### [Provided material]
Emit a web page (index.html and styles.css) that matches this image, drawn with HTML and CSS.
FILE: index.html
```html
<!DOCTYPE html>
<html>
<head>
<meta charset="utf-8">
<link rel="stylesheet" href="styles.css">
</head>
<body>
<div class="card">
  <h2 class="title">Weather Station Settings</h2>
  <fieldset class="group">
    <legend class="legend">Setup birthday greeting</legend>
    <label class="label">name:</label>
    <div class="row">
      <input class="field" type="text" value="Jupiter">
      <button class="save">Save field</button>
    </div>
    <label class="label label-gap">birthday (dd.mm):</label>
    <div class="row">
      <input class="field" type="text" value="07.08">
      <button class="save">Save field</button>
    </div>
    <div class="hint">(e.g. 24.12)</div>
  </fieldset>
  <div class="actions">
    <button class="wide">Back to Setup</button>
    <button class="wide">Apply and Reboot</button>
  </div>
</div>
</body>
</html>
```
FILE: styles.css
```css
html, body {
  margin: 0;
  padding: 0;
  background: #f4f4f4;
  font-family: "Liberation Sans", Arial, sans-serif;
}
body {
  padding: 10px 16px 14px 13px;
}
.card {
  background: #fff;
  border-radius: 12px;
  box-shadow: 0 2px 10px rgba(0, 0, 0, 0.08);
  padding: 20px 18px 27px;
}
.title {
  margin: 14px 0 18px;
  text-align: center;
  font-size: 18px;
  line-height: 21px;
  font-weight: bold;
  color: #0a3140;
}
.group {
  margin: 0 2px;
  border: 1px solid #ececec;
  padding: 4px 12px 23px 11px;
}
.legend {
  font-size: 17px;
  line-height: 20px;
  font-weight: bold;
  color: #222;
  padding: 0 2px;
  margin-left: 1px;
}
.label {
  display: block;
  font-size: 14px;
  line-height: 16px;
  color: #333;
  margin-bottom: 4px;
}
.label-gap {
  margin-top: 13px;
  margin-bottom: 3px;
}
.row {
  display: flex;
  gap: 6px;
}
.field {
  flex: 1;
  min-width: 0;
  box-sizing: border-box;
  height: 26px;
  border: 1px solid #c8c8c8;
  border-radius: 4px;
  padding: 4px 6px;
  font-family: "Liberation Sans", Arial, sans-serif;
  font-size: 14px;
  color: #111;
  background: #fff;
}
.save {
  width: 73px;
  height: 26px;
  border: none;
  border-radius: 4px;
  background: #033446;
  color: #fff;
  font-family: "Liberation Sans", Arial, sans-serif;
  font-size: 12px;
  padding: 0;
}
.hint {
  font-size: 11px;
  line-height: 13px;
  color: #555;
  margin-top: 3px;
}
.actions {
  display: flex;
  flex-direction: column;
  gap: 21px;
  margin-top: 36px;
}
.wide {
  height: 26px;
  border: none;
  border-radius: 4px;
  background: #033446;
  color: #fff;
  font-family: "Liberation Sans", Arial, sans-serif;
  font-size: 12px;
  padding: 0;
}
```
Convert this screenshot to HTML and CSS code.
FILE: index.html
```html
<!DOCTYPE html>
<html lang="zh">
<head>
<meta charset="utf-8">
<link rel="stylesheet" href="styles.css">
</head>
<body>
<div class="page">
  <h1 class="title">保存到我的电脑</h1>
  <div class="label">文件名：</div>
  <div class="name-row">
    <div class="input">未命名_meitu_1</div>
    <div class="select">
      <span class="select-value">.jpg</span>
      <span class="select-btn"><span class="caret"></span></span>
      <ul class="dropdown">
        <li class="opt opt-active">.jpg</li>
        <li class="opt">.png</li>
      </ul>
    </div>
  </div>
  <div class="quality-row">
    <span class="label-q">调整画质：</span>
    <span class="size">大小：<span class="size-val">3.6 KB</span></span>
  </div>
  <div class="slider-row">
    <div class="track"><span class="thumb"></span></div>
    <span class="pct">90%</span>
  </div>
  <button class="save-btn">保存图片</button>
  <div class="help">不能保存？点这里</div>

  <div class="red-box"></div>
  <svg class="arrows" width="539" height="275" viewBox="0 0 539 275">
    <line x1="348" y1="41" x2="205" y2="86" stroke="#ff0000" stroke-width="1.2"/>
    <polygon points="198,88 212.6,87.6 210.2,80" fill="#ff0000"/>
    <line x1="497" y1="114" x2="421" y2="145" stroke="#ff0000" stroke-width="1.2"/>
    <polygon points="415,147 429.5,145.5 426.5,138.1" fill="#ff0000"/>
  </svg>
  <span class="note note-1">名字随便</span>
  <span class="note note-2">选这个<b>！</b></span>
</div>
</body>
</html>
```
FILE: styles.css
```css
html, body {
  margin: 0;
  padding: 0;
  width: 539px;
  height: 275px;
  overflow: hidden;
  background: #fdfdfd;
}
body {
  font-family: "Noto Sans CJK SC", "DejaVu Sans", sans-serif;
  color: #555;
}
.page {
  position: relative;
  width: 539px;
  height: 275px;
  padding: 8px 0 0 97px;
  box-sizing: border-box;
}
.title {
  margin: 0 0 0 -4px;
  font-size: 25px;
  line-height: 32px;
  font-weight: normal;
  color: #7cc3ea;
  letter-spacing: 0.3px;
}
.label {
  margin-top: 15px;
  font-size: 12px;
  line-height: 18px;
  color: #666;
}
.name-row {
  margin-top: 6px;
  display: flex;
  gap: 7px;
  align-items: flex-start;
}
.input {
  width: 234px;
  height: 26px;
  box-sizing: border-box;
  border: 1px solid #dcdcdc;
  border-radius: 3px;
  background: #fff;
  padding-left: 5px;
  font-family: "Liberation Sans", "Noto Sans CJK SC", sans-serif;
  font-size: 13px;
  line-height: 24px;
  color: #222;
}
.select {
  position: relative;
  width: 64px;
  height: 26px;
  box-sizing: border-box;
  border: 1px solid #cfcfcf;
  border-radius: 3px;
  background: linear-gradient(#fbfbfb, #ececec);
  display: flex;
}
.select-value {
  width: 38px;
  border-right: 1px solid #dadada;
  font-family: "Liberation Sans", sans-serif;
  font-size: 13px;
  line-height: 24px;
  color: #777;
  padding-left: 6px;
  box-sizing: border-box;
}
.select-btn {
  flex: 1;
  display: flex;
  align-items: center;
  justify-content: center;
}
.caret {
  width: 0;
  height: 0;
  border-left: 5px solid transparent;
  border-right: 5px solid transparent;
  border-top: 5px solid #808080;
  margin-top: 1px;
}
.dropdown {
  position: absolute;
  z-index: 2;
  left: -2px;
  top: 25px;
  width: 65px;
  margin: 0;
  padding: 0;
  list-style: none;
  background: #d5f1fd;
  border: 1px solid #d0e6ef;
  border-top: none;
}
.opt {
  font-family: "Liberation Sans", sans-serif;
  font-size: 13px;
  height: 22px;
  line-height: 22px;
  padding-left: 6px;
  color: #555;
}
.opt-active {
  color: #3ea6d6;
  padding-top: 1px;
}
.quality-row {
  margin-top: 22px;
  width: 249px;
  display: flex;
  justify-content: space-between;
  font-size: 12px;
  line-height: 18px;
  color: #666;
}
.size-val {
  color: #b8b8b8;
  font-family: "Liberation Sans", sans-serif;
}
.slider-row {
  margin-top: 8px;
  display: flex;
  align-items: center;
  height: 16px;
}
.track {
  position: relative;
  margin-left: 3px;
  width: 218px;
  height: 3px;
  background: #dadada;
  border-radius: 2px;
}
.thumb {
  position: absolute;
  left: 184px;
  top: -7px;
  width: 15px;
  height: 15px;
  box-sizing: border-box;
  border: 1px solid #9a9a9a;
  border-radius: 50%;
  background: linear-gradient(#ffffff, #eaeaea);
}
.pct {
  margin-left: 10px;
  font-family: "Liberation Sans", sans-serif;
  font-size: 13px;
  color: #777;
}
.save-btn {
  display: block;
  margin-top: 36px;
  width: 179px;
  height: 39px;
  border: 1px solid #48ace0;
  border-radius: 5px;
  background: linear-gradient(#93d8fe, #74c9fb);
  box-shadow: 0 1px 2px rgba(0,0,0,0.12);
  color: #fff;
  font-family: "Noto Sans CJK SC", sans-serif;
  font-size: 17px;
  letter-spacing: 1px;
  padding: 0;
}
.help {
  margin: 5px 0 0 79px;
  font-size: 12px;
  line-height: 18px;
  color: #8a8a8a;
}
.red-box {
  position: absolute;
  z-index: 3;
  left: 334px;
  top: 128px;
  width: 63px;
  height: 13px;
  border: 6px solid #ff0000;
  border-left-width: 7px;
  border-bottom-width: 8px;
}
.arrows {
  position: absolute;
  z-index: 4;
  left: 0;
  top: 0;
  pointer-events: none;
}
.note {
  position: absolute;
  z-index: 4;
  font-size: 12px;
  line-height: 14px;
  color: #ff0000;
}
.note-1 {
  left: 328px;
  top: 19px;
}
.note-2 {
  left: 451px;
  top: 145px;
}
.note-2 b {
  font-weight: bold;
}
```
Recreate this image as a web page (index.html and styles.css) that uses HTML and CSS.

### [Written instruction]
Your task is to gather all lines from the entries above that hold the word "page".

### [Correct result]
Emit a web page (index.html and styles.css) that matches this image, drawn with HTML and CSS.
<div class="page">
.page {
Recreate this image as a web page (index.html and styles.css) that uses HTML and CSS.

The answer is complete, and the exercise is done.